Topics: loitering and solicitation, privacy and sexual conduct, free speech concerns, state criminal law

Summary

Background

The State of New York prosecuted several people for loitering in public “for the purpose of engaging, or soliciting another person to engage, in deviate sexual intercourse.” The defendants challenged the statute’s constitutionality, and the New York Court of Appeals struck the law down, treating it as tied to an earlier decision invalidating a consensual sodomy law.

Reasoning

The Supreme Court had agreed to review the case but, after briefing and argument, concluded it should not decide the merits. The Justices found the state court’s opinion open to different readings, noted that it relied on the prior New York decision that this Court was not asked to revisit, and pointed out a conflict between the local prosecutor representing the State and the New York Attorney General. Because the lower opinion might rest on state-law grounds or be inseparable from the earlier case, the Court dismissed its review as improvidently granted and declined to rule on the constitutional claims.

Real world impact

The dismissal leaves the New York Court of Appeals’ invalidation in place for now, but it is not a final ruling by the Supreme Court on the constitutionality of the loitering law.
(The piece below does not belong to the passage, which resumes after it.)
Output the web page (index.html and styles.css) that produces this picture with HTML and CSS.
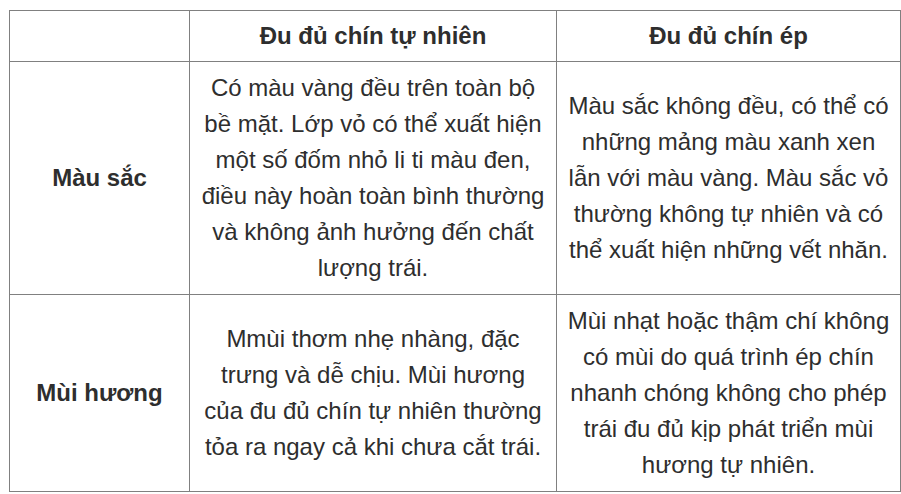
FILE: index.html
```html
<!DOCTYPE html>
<html lang="vi">
<head>
<meta charset="utf-8">
<link rel="stylesheet" href="styles.css">
</head>
<body>
<table class="cmp">
  <colgroup>
    <col class="c1">
    <col class="c2">
    <col class="c3">
  </colgroup>
  <thead>
    <tr>
      <th></th>
      <th>Đu đủ chín tự nhiên</th>
      <th>Đu đủ chín ép</th>
    </tr>
  </thead>
  <tbody>
    <tr>
      <th>Màu sắc</th>
      <td>Có màu vàng đều trên toàn bộ bề mặt. Lớp vỏ có thể xuất hiện một số đốm nhỏ li ti màu đen, điều này hoàn toàn bình thường và không ảnh hưởng đến chất lượng trái.</td>
      <td>Màu sắc không đều, có thể có những mảng màu xanh xen lẫn với màu vàng. Màu sắc vỏ thường không tự nhiên và có thể xuất hiện những vết nhăn.</td>
    </tr>
    <tr>
      <th>Mùi hương</th>
      <td>Mmùi thơm nhẹ nhàng, đặc trưng và dễ chịu. Mùi hương của đu đủ chín tự nhiên thường tỏa ra ngay cả khi chưa cắt trái.</td>
      <td>Mùi nhạt hoặc thậm chí không có mùi do quá trình ép chín nhanh chóng không cho phép trái đu đủ kịp phát triển mùi hương tự nhiên.</td>
    </tr>
  </tbody>
</table>
</body>
</html>
```
FILE: styles.css
```css
html, body {
  margin: 0;
  padding: 0;
  background: #ffffff;
}
body {
  padding: 10px 0 0 9px;
  font-family: "Liberation Sans", Arial, sans-serif;
  font-size: 24px;
  color: #2e2e2e;
}
.cmp {
  border-collapse: collapse;
  table-layout: fixed;
  width: 891px;
}
.c1 { width: 180px; }
.c2 { width: 367px; }
.c3 { width: 344px; }
.cmp th,
.cmp td {
  border: 1px solid #808080;
  padding: 8px 9px;
  line-height: 36px;
  text-align: center;
  vertical-align: middle;
}
.cmp thead th {
  padding-top: 7px;
  padding-bottom: 7px;
}
.cmp th {
  font-weight: bold;
}
.cmp td {
  font-weight: normal;
}
```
Enforcement and legal uncertainty about the statute continue while lower courts or the State may pursue further proceedings. The case raised concrete claims about vagueness, overbreadth, free speech, equal protection, and privacy, but those federal questions were not decided here.

Dissents or concurrances

Justice Stevens agreed with dismissing the case and explained why the Court’s case-selection rule matters; Justice White (joined by three others) dissented, arguing the Court should have addressed the merits.